Omanis accounted for the lion’s share of outpatient visits recorded by private hospitals around the Sultanate last year, underscoring the increasingly important role that private healthcare institutions play in meeting the healthcare needs of the local population.
According to the 2020 Annual Report of the Ministry of Health, published last week, the country’s expanding network of private hospitals and clinics logged around 1.618 million outpatient visits by Omanis, representing 57 per cent of total outpatient visits estimated at 2.852 million over the course of last year. Expatriates accounted for the balance with 1.233 million outpatient visits, equating to 43 per cent of the total.
The figures bode well for stronger investment in the private healthcare sector as the government, weighed down by budgetary cuts and rising public debt, increasingly looks to the private sector to shoulder part of the sizable healthcare burden.
The uptick in private healthcare demand comes amid a robust expansion of the healthcare insurance services segment in the Sultanate, which was the biggest contributor to gross direct premiums in 2020, with a roughly 33 per cent share (RO 155.193 million), surpassing motor insurance (RO 113.364 million), and property insurance (RO 71.376 million).
Healthcare insurance is projected to grow exponentially when the Dhamani scheme, centring on the introduction of mandatory medical insurance coverage for public sector employees and their dependents, as well as tourists and visitors, comes into effect, starting from later this year.
Starting from the launch of the first private hospital in 1995, private healthcare services have grown significantly over the past 25 years to presently comprise 27 full-fledged hospitals distributed across the Sultanate, in addition to 432 general clinics, 447 specialised clinics and polyclinics, 302 dental clinics, 794 pharmacies, and 49 Chinese and Indian clinics.
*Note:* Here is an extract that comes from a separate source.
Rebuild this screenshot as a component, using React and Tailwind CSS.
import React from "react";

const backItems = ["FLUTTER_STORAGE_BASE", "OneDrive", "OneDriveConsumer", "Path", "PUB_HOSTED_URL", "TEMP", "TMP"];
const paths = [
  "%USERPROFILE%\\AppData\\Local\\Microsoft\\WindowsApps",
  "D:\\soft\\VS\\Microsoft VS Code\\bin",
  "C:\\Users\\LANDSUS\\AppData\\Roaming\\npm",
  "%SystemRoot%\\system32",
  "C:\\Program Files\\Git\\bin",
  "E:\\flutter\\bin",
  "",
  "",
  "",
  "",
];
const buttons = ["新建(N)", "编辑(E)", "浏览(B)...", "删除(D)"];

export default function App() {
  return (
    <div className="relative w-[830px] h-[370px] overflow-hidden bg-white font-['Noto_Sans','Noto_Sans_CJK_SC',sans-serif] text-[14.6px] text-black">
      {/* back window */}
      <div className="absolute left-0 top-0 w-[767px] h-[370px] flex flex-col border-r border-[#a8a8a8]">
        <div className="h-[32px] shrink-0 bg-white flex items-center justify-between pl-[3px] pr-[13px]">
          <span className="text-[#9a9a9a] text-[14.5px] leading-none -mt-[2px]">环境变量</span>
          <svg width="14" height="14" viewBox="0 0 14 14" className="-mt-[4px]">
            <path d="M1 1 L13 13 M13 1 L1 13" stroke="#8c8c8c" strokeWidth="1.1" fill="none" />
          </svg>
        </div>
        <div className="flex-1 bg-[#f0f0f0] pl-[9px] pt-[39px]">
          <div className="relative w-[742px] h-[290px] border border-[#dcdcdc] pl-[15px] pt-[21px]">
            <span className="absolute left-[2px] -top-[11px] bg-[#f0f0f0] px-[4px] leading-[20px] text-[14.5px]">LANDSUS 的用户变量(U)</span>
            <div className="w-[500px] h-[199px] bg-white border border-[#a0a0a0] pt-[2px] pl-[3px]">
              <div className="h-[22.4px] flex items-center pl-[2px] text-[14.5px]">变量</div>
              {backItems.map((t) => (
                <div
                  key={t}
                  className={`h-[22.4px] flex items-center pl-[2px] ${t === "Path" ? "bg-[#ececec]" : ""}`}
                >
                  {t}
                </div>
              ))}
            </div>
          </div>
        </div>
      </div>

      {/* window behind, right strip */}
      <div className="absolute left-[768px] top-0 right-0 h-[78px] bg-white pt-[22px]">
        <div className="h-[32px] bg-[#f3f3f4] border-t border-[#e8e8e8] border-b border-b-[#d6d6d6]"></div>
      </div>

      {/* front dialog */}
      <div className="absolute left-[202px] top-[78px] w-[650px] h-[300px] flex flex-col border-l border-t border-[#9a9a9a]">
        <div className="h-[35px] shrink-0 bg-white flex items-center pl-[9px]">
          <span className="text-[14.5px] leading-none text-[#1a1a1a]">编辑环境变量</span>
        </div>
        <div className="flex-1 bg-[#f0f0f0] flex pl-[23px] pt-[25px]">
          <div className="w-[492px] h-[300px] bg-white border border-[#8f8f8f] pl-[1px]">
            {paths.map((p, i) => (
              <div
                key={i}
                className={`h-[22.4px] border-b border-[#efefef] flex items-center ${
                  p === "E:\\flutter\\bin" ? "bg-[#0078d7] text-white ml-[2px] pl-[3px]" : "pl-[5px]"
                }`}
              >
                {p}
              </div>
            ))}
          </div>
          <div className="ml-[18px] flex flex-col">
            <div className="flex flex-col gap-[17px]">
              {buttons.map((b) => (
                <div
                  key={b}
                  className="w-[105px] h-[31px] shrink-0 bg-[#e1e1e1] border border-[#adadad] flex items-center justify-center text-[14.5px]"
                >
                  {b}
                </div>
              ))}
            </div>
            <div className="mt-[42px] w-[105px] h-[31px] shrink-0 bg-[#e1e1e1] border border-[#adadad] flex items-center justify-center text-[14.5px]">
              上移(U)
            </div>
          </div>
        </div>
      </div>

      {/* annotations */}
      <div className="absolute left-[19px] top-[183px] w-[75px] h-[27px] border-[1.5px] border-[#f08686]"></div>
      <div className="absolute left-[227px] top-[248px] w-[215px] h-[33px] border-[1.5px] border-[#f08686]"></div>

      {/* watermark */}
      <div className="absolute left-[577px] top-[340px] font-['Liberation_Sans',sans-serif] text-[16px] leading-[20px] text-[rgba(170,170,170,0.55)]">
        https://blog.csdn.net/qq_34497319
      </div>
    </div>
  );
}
The total number of hospital beds offered by the private sector has climbed from 985 in 2019 to 1,054 last year.
However, comparative figures for 2019 and 2020 suggest a degree of consolidation, albeit modest, in the overall size and make-up of the private health sector. For example, the total number of ‘Clinics / Diagnostics Clinics’, spanning all of the specialisations, dipped to 1,230 last year, down from 1,254 in 2019. This decline has been attributed by experts partly to the economic slump triggered by collapsing oil prices aggravated by the pandemic, and the resulting outflow of large numbers of expatriates.
However, the size of the workforce employed by private health establishments grew to 14,162 last year, up from 13,414 in 2019. Nurses represented the largest segment (3,960), followed by doctors (2,506), pharmacists (2,050), and dentists (1,127). Omanisation remains at a low 13 per cent in the sector, according to the Ministry.